La actitud victimista se sostiene en dos sofismas básicos. Uno es la apropiación del papel de perjudicado en un conflicto real o supuesto que sitúe la interpretación de los hechos en un relato lineal de víctimas y verdugos y no en la complejidad de factores que habitualmente intervienen en cualquier situación humana. Como el mal estudiante que elude toda responsabilidad respecto a su vagancia adjudicando la culpa del suspenso recibido al profesor que le tiene manía, el victimista gusta de apuntar hacia una fuerzas del mal causantes de su daño, un daño por regla general sobredimensionado cuando no imaginario, de modo que se siente dispensado de toda obligación que no sea la de pregonar a los cuatro vientos su triste condición de doliente. Una vez conquistada esta posición, aparece el segundo sofisma: la creencia de que el hecho de ser víctima concede el derecho a recibir recompensas, indemnizaciones o, como si el daño sufrido se hubiera transformado misteriosamente en un mérito, premios y reconocimientos.
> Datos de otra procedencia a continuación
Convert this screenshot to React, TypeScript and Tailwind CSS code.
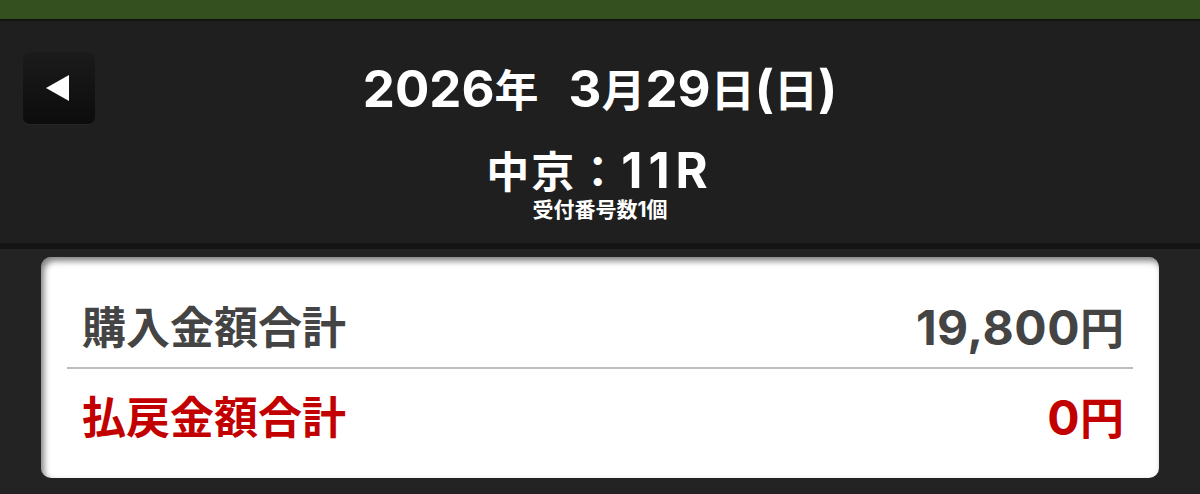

Ya que no nos es dado alcanzar el éxito por medios propios o no estamos dispuestos a invertir el esfuerzo necesario para alcanzarlo, busquemos el atajo de la lamentación, el camino directo de una queja que convenientemente administrada puede sernos útil.

¿Quiere esto decir que hemos de ocultar nuestros padecimientos y mostrarnos inclementes ante los que sufren? La sobrecarga de discursos victimistas en nuestro tiempo ha engendrado una suerte de cinismo arrogante y despiadado que niega la atención a los menos favorecidos con diversos pretextos antivictimistas. Unas veces es que se quejan de vicio. Otras, que ejercen sobre nosotros un chantaje moral y emocional al que en cambio otros en peor situación han preferido no recurrir. Otras, que a fin de cuentas todos cargamos con nuestra cruz y bastante tenemos con sobrellevar lo que nos toca en suerte a cada uno. No deja de ser paradójico que en la medida en que crece una cultura del lamento extendido a pequeñas pejigueras y dudosos daños de escasa entidad, adquieren mayor eco las ideologías basadas en el rechazo a los débiles y marginados. Cuanto más sensibles somos a los agravios de consumidor, a las injusticias administrativas y a los desaires en la convivencia cotidiana, menos compasión nos inspiran los refugiados que huyen de la guerra o las mujeres asesinadas por su parejas.

Al no constatarse una relación objetiva entre la magnitud de los daños sufridos y la intensidad de las quejas de quienes los padecen, acabamos relativizándolo todo. En política ser objeto de un vulgar insulto congrega más adhesiones que un buen programa de gobierno, y los llamados incendios de las redes sociales se avivan con mayor facilidad si alguien ofende a una minoría amparada por el discurso políticamente correcto de nuestros días que cuando se produce un despido masivo que empeorará la vida de cientos de seres. Así las cosas, no es raro que la victimología haya ampliado su círculo y multiplicado sus adeptos. Ser víctima de algo atrae simpatías que tal vez uno nunca podría alcanzar con sus cualidades, abre puertas a menudo cerradas para el reacio a los lamentos y otorga una especie de estatus moral privilegiado al que no pocos aspiran.

Los adictos a la queja siempre han buscado la compasión ajena, pues les hace sentirse cobijados en su calor. No les defraudemos; démosles afecto, comprensión y compañía en la medida en que nuestra paciencia lo permita. Pero resistámonos a atender sus otras demandas, empezando por la demanda de tener razón. Nadie está en la verdad por el hecho de padecer un sufrimiento, y tampoco la acumulación de dolor pone siempre la justicia de nuestra parte, nos hace mejores ni nos concede privilegios de ninguna clase. Lo saben bien las víctimas de verdad, quienes, por cierto, tienden a ser las más moderadas en sus exigencias de reconocimiento.